6. Develop relationships and have conversations

Talk to dealers and form proper relationships. I collect 20th-century art and photography books and for years I would have these 2am phone conversations with a man named Larry, who runs a bookshop in Los Angeles. I learnt so much from talking to him and years later when I finally got to visit him, it felt like meeting a long-lost friend.

It can also be helpful to talk through your ideas for how to combine pieces with people whose taste you admire. This doesn’t have to be an interior designer – it could be a friend who has a nice house or even a dealer who has an eye for pulling together pieces.

7. Trust your instinct

If you see a piece and it immediately gives you pleasure, it will almost invariably work in your home. Remember, you are not about to start gluing it to the table or bolting it to your floor:  there is always the potential to move something. If it doesn’t immediately work, put it in a cupboard and look at it later. Sometimes it can be a process of trial and error, but crucially your home should be fun.

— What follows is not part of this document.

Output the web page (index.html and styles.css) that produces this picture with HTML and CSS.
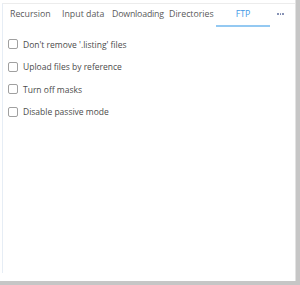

Very often, I will look at a vignette I have created and see a dialogue between the pieces that I never conceived when I bought each of them or placed them together. It’s almost unconscious. My advice is to keep moving pieces around until you create the perfect vignette and find the right dynamic between the pieces.

8. Find your framework

I often think that maximalists are in fact closet minimalists – in other words, you need to have calm within the storm so that the eye can deal with the layering of pieces. Get the bones, structure and palette of the room right and then start layering up your finds. This way density and richness is presented in a way that is easy for the eye to process.

9. Buy well

As with so many things, my approach is all about buying better and less – I’m drawn to those pieces that have longevity. Look for good-quality pieces that will be able to take patina. Buy that wooden bowl that will be all the better if it cracks, or the old kitchen table that already has the stain of a wine glass and is all the more valuable for it. 

10. Play the long game

Be in it for the long haul, however frustrating that may feel. Only very few stylists can conjure up a home that feels as if it has been lived in for years, and you need to develop your collection and interior over time. That is actually the beauty of it – your home and collected pieces will end up being a very authentic representation of you and how you have evolved personally over the years.